** START Data excerpt **
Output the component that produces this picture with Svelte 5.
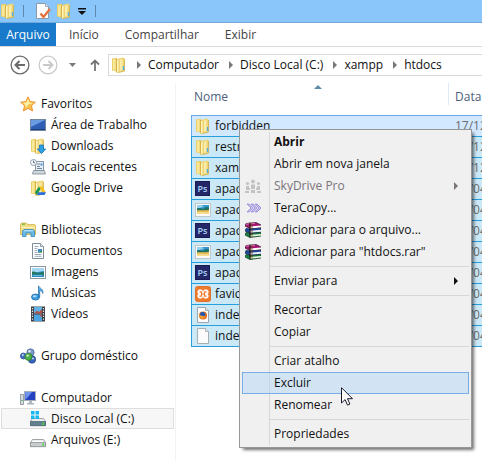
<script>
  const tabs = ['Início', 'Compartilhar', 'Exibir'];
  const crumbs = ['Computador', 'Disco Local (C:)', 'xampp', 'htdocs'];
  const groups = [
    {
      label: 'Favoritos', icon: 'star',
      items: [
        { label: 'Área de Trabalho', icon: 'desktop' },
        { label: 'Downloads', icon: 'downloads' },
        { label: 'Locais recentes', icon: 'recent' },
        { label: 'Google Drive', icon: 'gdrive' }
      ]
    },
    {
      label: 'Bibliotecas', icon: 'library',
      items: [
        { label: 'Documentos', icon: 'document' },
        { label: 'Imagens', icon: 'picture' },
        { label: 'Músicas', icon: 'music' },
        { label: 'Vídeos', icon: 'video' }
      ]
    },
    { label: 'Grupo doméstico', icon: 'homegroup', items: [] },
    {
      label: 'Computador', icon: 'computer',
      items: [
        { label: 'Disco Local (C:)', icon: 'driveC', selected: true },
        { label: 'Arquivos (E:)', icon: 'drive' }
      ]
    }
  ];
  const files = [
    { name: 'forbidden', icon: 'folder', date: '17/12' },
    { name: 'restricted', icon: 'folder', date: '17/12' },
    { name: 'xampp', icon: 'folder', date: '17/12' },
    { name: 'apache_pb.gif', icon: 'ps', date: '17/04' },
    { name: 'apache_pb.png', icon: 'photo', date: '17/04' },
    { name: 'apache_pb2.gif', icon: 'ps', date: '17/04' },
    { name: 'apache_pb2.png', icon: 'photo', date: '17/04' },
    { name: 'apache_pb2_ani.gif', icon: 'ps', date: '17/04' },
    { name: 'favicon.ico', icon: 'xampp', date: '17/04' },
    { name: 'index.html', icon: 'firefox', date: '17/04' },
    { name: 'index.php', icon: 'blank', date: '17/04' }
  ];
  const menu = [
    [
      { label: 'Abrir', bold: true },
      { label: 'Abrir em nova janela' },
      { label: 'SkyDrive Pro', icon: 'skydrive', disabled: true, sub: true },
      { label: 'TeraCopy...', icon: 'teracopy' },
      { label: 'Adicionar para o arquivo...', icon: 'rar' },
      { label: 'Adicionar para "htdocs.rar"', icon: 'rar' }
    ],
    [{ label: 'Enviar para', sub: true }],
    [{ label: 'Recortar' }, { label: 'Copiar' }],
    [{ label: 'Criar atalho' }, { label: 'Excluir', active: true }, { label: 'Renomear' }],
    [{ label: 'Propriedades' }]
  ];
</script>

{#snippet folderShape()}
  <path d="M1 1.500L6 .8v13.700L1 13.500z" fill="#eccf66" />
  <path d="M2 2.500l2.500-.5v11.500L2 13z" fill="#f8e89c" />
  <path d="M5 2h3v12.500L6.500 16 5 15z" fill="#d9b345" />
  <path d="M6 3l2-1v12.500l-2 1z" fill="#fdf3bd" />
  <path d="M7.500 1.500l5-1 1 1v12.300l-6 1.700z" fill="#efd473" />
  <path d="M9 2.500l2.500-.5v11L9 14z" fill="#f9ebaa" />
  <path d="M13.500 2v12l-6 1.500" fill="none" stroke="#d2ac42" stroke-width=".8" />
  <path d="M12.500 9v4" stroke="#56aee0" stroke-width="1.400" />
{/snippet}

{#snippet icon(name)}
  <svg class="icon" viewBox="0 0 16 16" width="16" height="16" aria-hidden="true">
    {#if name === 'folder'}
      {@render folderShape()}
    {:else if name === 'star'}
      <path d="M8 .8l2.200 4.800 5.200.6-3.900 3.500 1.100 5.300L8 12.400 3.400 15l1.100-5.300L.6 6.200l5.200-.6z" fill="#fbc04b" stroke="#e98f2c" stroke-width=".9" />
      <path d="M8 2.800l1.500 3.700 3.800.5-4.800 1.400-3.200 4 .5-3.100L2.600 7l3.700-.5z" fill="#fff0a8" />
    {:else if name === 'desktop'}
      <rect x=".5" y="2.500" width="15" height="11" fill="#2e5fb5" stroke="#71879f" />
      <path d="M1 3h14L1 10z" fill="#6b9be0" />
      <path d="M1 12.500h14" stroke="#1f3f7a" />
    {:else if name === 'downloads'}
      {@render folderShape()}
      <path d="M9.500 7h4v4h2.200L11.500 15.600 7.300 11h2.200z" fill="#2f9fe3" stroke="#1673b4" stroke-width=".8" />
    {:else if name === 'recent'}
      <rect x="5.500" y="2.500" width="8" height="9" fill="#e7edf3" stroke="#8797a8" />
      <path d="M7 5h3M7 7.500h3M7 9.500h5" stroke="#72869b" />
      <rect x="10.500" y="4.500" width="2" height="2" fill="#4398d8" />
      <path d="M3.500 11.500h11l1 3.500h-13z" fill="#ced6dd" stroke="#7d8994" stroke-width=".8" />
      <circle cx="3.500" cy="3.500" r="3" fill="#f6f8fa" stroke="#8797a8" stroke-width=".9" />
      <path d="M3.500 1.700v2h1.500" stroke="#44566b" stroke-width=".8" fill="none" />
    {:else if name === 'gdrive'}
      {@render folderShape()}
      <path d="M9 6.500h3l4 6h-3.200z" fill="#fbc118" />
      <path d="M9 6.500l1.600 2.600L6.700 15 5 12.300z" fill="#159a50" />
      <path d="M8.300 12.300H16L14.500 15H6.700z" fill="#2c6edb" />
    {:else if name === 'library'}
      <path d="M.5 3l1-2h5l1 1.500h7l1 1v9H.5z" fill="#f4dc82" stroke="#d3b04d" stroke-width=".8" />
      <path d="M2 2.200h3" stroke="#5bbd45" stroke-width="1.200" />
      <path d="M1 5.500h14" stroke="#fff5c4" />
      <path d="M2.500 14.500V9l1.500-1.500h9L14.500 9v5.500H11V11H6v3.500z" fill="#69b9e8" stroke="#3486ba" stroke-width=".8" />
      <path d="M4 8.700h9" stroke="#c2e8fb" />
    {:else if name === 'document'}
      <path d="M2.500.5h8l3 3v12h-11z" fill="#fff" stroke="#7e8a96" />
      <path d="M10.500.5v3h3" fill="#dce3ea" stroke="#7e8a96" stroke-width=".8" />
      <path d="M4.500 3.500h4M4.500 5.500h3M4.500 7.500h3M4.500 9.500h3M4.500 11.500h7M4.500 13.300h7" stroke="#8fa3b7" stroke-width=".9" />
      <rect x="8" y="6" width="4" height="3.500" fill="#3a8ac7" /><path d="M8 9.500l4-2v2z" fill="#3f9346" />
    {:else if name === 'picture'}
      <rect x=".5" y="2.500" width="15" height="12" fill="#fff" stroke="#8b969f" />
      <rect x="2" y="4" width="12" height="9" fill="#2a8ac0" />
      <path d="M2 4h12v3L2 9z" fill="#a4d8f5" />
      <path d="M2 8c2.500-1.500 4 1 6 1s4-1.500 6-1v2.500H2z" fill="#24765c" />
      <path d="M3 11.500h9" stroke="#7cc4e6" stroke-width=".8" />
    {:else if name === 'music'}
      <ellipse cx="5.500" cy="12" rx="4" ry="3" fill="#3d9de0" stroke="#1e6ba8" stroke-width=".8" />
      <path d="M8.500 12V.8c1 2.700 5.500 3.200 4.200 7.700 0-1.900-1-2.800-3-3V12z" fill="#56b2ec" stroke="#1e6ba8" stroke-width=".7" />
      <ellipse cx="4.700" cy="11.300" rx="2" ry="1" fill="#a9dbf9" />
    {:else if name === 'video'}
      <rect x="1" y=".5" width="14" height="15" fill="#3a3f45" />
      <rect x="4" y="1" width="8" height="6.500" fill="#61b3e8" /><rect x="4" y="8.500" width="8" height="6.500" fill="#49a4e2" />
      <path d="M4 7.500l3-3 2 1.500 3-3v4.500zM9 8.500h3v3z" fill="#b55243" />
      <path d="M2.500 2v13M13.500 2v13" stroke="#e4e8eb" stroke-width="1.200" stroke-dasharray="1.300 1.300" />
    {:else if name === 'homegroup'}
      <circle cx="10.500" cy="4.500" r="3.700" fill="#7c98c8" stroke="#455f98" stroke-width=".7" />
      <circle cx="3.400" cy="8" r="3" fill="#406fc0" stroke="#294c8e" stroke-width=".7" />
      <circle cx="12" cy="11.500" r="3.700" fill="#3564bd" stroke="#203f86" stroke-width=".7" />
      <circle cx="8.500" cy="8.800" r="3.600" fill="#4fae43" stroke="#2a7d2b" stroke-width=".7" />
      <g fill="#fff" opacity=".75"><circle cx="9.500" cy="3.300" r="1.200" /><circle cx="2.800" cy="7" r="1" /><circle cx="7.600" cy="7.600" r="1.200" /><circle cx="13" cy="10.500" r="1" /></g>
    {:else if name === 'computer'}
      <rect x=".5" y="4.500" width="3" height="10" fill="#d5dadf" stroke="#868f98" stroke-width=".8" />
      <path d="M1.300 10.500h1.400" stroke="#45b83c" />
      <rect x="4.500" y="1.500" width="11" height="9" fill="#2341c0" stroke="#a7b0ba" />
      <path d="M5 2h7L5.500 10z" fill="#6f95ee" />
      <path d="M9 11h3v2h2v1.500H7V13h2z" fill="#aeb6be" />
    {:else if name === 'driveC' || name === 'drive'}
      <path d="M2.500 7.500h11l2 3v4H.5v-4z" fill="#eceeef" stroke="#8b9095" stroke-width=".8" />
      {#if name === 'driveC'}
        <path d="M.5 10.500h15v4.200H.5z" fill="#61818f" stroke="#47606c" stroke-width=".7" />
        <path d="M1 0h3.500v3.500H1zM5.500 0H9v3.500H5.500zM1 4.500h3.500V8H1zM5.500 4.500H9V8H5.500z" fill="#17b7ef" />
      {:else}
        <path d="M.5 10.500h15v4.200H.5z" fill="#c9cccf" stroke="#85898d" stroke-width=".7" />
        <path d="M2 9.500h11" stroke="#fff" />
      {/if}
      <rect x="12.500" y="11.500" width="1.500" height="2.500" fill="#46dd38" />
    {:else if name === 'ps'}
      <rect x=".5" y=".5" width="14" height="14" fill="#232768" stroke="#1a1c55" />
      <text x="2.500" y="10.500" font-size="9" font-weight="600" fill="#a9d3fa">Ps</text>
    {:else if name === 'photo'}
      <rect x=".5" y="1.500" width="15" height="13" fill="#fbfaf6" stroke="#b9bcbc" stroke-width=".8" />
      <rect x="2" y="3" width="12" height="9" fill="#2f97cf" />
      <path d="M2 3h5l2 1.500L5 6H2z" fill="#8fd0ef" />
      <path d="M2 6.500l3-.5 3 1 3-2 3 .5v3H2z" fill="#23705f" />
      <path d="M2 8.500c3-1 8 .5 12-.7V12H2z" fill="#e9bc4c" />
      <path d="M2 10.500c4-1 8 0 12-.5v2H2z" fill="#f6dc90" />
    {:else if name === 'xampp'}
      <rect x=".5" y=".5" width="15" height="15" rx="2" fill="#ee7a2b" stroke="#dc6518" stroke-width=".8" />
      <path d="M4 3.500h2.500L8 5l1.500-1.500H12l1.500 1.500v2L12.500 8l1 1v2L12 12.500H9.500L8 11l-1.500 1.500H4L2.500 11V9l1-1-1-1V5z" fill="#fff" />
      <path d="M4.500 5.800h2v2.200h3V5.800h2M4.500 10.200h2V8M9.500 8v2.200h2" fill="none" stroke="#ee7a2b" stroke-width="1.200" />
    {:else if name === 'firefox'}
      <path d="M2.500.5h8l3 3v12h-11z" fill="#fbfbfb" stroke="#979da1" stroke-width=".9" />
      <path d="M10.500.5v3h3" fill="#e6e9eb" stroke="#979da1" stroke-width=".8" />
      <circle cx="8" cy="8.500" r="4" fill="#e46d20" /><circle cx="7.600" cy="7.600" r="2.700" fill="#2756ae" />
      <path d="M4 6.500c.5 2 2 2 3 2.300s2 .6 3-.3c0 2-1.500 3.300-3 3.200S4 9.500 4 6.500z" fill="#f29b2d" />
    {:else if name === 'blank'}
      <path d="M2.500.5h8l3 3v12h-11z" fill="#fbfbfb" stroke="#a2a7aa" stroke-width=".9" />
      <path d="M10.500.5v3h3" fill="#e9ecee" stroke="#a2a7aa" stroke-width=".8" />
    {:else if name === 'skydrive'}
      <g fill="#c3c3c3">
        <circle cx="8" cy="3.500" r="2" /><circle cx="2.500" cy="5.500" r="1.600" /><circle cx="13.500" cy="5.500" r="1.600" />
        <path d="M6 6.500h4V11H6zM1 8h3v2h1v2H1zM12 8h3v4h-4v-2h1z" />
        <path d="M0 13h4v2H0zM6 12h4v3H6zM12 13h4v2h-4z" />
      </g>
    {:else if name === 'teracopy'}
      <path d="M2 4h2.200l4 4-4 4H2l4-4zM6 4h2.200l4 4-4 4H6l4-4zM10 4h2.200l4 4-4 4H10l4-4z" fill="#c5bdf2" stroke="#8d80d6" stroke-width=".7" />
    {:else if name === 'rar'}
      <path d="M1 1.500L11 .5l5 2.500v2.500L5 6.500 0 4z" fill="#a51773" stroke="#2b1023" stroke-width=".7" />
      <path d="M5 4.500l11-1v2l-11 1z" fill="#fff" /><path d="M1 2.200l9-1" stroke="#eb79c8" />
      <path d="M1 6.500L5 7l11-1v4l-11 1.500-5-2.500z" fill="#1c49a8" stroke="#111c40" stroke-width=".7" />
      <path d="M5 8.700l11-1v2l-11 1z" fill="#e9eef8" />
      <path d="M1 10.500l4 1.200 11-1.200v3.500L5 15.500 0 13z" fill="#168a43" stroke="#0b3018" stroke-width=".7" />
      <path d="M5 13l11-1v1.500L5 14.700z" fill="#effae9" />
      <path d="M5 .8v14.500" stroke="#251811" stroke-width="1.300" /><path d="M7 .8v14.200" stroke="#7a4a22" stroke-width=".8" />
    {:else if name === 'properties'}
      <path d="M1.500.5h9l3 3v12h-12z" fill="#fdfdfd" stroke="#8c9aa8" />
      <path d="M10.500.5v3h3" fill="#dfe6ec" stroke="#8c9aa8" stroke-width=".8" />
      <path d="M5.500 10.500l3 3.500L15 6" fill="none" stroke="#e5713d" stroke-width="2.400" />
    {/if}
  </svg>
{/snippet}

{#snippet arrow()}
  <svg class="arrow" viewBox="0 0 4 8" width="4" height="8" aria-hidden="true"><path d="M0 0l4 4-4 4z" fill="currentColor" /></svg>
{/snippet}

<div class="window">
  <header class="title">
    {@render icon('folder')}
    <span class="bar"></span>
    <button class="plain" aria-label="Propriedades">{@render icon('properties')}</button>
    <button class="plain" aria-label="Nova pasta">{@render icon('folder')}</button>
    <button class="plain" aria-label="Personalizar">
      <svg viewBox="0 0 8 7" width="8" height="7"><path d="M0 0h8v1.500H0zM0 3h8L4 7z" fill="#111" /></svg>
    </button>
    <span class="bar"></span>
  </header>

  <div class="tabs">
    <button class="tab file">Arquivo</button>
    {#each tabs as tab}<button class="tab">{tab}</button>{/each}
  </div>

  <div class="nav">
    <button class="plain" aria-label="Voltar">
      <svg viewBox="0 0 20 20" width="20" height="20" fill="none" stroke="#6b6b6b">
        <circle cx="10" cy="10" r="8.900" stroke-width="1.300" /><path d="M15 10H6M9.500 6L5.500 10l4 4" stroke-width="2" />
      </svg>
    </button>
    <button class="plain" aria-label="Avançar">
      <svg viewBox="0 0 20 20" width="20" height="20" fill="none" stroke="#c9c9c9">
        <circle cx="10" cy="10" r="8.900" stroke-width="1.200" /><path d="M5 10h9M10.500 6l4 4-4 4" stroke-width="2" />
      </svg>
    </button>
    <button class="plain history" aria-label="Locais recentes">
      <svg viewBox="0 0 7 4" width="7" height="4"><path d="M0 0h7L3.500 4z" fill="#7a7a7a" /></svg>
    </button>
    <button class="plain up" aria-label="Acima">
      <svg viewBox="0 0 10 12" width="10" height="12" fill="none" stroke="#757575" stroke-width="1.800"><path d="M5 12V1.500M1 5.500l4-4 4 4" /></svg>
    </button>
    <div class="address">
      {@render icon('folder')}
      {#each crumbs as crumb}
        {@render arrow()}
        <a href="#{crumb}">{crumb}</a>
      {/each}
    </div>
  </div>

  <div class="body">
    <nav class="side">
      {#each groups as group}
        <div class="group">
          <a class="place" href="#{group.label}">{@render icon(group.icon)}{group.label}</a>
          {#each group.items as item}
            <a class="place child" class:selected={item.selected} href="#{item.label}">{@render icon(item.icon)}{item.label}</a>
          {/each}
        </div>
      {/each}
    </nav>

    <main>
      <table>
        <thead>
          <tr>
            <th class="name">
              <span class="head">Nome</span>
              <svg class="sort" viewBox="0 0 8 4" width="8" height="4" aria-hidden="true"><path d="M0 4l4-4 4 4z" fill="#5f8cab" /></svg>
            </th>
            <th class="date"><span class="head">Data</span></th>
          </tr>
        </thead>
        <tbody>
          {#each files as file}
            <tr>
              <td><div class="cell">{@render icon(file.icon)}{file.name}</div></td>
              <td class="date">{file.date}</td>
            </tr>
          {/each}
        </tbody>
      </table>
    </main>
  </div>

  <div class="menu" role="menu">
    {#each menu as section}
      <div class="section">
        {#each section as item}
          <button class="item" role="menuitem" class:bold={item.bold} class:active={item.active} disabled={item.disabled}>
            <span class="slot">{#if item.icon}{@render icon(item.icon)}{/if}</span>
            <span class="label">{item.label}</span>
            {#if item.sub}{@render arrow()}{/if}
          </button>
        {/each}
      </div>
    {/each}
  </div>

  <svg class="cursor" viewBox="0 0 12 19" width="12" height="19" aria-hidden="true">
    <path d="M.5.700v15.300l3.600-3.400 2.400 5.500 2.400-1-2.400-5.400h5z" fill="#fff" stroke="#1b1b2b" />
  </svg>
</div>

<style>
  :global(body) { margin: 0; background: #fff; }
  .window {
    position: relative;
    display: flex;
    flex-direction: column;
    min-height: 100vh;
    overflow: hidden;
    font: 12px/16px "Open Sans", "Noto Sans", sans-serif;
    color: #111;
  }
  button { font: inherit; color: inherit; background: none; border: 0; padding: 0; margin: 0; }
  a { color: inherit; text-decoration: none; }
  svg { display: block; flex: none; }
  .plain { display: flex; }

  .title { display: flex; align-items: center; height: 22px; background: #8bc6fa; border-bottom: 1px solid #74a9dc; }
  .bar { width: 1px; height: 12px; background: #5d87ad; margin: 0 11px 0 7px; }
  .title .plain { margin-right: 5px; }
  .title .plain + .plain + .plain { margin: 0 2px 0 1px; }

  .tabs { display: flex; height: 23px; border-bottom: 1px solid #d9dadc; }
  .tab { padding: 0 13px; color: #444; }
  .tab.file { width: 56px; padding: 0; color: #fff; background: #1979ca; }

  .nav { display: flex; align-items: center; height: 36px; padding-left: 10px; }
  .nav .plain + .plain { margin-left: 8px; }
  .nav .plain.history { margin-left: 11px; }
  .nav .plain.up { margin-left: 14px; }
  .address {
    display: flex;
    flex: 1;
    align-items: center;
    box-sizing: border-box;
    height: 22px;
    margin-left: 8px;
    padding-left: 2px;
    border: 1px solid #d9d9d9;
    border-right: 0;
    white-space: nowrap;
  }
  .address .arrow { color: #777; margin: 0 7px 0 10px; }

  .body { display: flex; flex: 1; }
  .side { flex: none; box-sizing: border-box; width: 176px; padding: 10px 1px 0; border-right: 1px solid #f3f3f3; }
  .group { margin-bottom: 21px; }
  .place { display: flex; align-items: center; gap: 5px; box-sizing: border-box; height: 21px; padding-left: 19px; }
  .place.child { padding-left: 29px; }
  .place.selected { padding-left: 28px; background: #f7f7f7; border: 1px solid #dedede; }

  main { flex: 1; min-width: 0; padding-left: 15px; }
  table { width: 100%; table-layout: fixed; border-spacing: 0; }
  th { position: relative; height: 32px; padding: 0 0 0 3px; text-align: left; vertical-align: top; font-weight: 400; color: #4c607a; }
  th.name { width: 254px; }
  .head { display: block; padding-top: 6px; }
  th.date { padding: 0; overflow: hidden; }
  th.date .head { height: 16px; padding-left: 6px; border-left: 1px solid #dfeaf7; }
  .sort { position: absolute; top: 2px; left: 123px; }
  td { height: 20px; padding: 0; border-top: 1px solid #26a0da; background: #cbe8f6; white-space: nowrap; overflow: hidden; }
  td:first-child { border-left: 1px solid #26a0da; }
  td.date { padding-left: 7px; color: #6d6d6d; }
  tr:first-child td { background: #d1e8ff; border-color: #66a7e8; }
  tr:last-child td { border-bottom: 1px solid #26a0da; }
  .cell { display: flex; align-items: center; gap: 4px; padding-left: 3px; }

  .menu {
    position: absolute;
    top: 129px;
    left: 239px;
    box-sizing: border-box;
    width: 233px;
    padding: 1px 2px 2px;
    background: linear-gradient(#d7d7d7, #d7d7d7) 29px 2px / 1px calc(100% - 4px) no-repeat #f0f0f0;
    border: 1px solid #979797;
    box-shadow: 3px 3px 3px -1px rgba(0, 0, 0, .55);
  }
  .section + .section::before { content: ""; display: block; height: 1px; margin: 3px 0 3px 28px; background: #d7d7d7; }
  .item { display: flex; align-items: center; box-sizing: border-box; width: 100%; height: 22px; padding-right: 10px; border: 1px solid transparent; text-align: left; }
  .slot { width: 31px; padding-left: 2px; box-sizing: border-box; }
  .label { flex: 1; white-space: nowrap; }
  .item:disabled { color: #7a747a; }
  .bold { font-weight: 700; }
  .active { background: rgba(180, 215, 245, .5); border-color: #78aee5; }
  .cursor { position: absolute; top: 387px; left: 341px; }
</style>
** END Data excerpt **
Description of the task: Take every line above carrying "picture" and return it.

Written answer:
Output the component that produces this picture with Svelte 5.
        { label: 'Imagens', icon: 'picture' },
    {:else if name === 'picture'}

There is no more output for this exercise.